When one studies tracks and understands the cycle we are in (tracks of major hurricaness up the East Coast in the 1950s, for instance),

you understand that 10 years from now Sandy and Irene may be looked at as precursors to what was going to happen in this cycle. I want you to look at this. It shows what may, in reality, be expected. Irene hugged the coast, so she weakened. Sandy was late in the season, off peak, warmth of the water.  What happens if a storm has a mid ground track at the height of the season?

Why not? Look at September 1903!

Look at the end game track!

Or, shift the 1938 storm 100 miles west:

In fact, what I drew (the in-between storm) is 1938, shifted a little west. How anyone can rationally blame CO₂ for these storms? If you simply look at what has happened, that is beyond comprehension to me. Or what if we got the 1947 track and the intensity of Katrina or Camille?

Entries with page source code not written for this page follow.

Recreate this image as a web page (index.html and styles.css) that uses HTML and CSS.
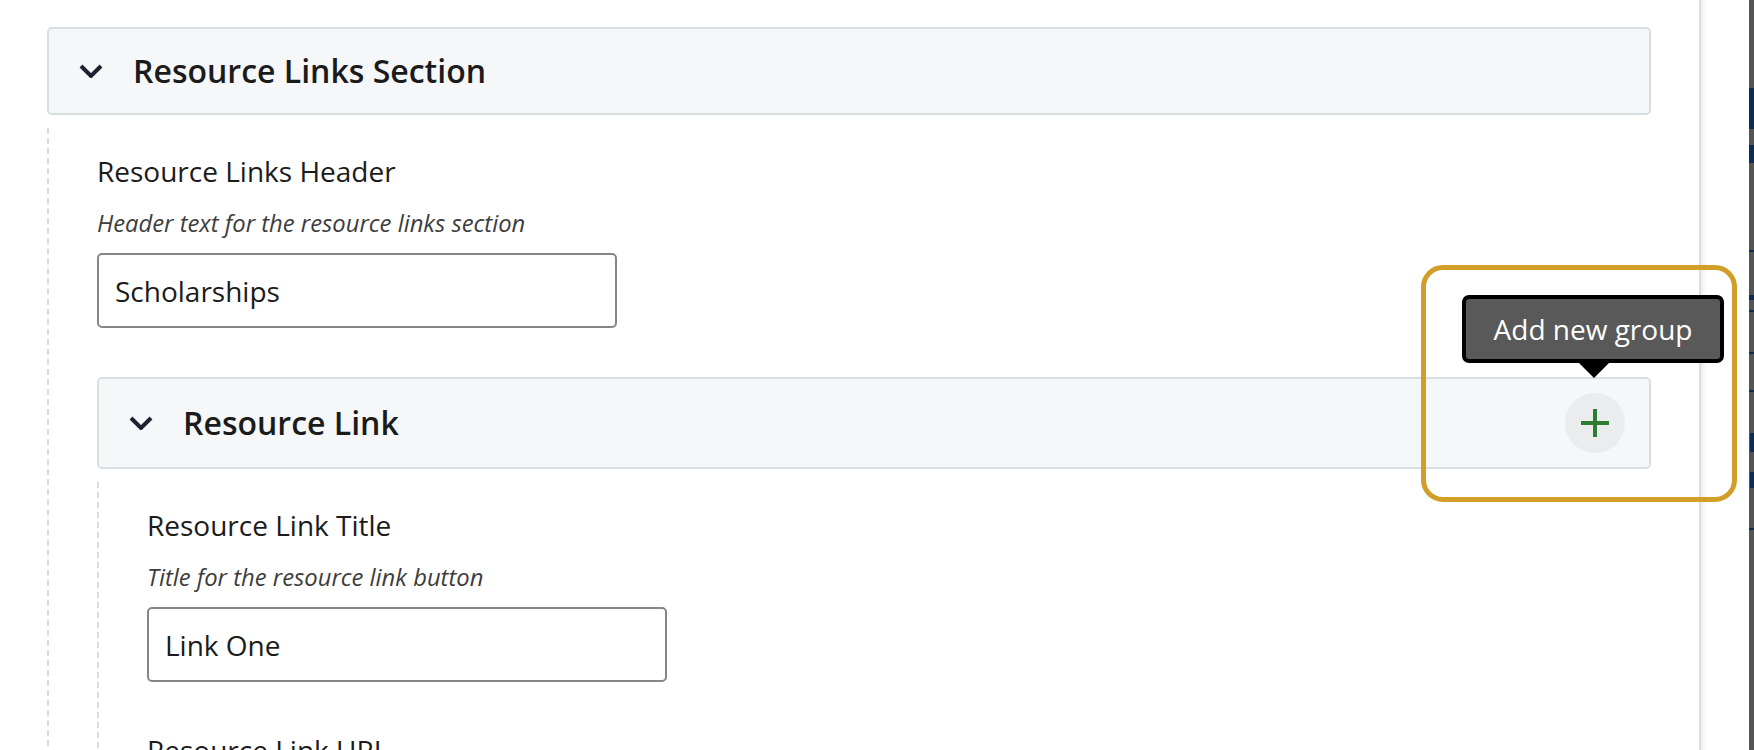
FILE: index.html
```html
<!DOCTYPE html>
<html lang="en">
<head>
    <meta charset="UTF-8">
    <title>Resource Links Section</title>
    <link rel="stylesheet" href="styles.css">
</head>
<body>
    <div class="page">
        <main class="editor">
            <!-- Resource Links Section -->
            <div class="group-head">
                <svg class="chevron" viewBox="0 0 24 14"><path d="M2 2 L12 12 L22 2"/></svg>
                <h2>Resource Links Section</h2>
            </div>
            <div class="group-body">
                <div class="field">
                    <label>Resource Links Header</label>
                    <p class="hint">Header text for the resource links section</p>
                    <input class="text-input" type="text" value="Scholarships">
                </div>

                <!-- Resource Link -->
                <div class="group-head group-head-sub">
                    <svg class="chevron" viewBox="0 0 24 14"><path d="M2 2 L12 12 L22 2"/></svg>
                    <h2>Resource Link</h2>
                    <button class="add-btn">
                        <svg viewBox="0 0 28 28"><path d="M14 0 V28 M0 14 H28"/></svg>
                    </button>
                </div>
                <div class="group-body">
                    <div class="field">
                        <label>Resource Link Title</label>
                        <p class="hint">Title for the resource link button</p>
                        <input class="text-input" type="text" value="Link One">
                    </div>
                    <div class="field">
                        <label>Resource Link URL</label>
                    </div>
                </div>
            </div>
        </main>
        <div class="gutter"></div>
        <div class="backdrop">
            <span class="mark mark-a"></span>
            <span class="mark mark-b"></span>
            <span class="mark mark-c"></span>
            <span class="mark mark-d"></span>
            <span class="mark mark-e"></span>
            <span class="mark mark-f"></span>
            <span class="mark mark-g"></span>
            <span class="mark mark-h"></span>
            <span class="mark mark-i"></span>
            <span class="mark mark-j"></span>
        </div>
    </div>

    <!-- annotation over the screenshot -->
    <div class="tooltip">Add new group</div>
    <div class="highlight"></div>
</body>
</html>
```
FILE: styles.css
```css
html, body {
    margin: 0;
    height: 100%;
    overflow: hidden;
}
body {
    font-family: "Open Sans", "Noto Sans", sans-serif;
    color: #1b1b1b;
    background: #fff;
}
.page {
    display: flex;
    height: 750px;
    overflow: hidden;
}
.editor {
    width: 1699px;
    padding: 27px 48px 0 47px;
    box-sizing: border-box;
    flex-shrink: 0;
}
.group-head {
    display: flex;
    align-items: center;
    height: 88px;
    box-sizing: border-box;
    padding: 0 24px 0 30px;
    background: #f5f7f9;
    border: 2px solid #d8dfe3;
    border-radius: 5px;
}
.group-head-sub {
    height: 92px;
}
.group-head h2 {
    margin: -2px 0 0 30px;
    font-size: 32px;
    font-weight: 600;
    color: #1b1b1b;
}
.chevron {
    width: 24px;
    height: 14px;
    flex-shrink: 0;
}
.chevron path {
    fill: none;
    stroke: #1c2230;
    stroke-width: 4;
}
.group-body {
    margin-top: 13px;
    padding: 24px 0 200px 48px;
    border-left: 2px dashed #d8dcdf;
}
.field {
    margin-bottom: 49px;
}
.field label {
    display: block;
    font-size: 28px;
    line-height: 38px;
}
.hint {
    margin: 17px 0 14px;
    font-size: 23.8px;
    line-height: 32px;
    font-style: italic;
    color: #3d3d3d;
}
.text-input {
    display: block;
    width: 520px;
    height: 75px;
    box-sizing: border-box;
    padding: 0 16px;
    font: inherit;
    font-size: 28px;
    color: #1b1b1b;
    border: 2px solid #85858a;
    border-radius: 5px;
    background: #fff;
}
.add-btn {
    margin-left: auto;
    width: 60px;
    height: 60px;
    padding: 16px;
    border: 0;
    border-radius: 50%;
    background: #ebecee;
}
.add-btn svg {
    display: block;
    width: 28px;
    height: 28px;
}
.add-btn path {
    stroke: #2e7d32;
    stroke-width: 4;
}
.gutter {
    width: 50px;
    border-left: 2px solid #d8dde1;
    background: linear-gradient(to right, #eceef0, #fff 6px);
    flex-shrink: 0;
    box-sizing: border-box;
}
.backdrop {
    position: relative;
    flex: 1;
    background: #555;
}
.mark {
    position: absolute;
    left: 0;
    right: 0;
    height: 2px;
    background: #0c2c55;
}
.mark-a { top: 88px; height: 41px; }
.mark-b { top: 145px; height: 18px; }
.mark-c { top: 250px; }
.mark-d { top: 295px; height: 5px; }
.mark-e { top: 310px; }
.mark-f { top: 352px; }
.mark-g { top: 390px; }
.mark-h { top: 433px; height: 19px; left: 1px; }
.mark-i { top: 472px; height: 16px; left: 1px; }
.mark-j { top: 528px; }
.tooltip {
    position: absolute;
    left: 1462px;
    top: 295px;
    width: 262px;
    height: 68px;
    box-sizing: border-box;
    display: flex;
    align-items: center;
    justify-content: center;
    font-size: 28px;
    color: #fff;
    background: #595959;
    border: 4px solid #000;
    border-radius: 7px;
}
.tooltip::after {
    content: "";
    position: absolute;
    left: 112px;
    top: 63px;
    width: 0;
    height: 0;
    border-left: 16px solid transparent;
    border-right: 16px solid transparent;
    border-top: 16px solid #000;
}
.highlight {
    position: absolute;
    left: 1421px;
    top: 265px;
    width: 316px;
    height: 237px;
    box-sizing: border-box;
    border: 5px solid #d19f27;
    border-radius: 22px;
}
```
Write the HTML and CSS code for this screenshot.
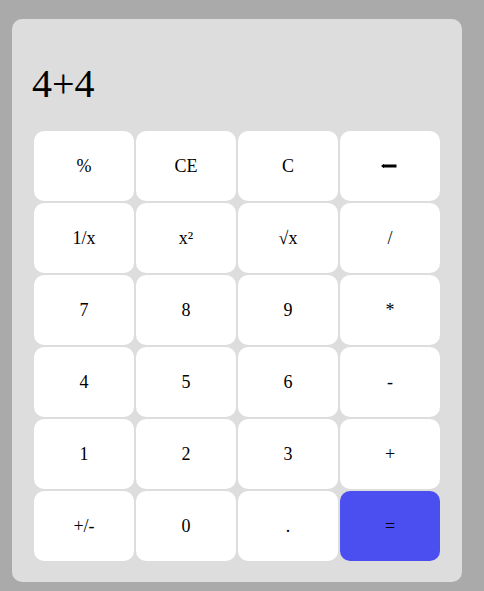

That is 25 feet, not 9 feet, of water back into Lake Pontchartrain. Can any rational person look at these facts and not understand that what happens is nature? In fact, the question should be Why haven't these storms happened? The answer is that there is an entire set of storms that is not yet complete. This has been with us since the earth evolved to the way it is now and will continue.  These storms will happen, as the set will be completed, as nature intended.

In the grand scheme of it all, we are in a heightened time, but you can see the method behind my madness. Sad to say, it takes a lot of time and research, but nothing more than that and common sense as well as a knowledge of what occurred in the past. There is no magic, no great equation, no discovery of what is not already there, always been there, and always will be:  the weather.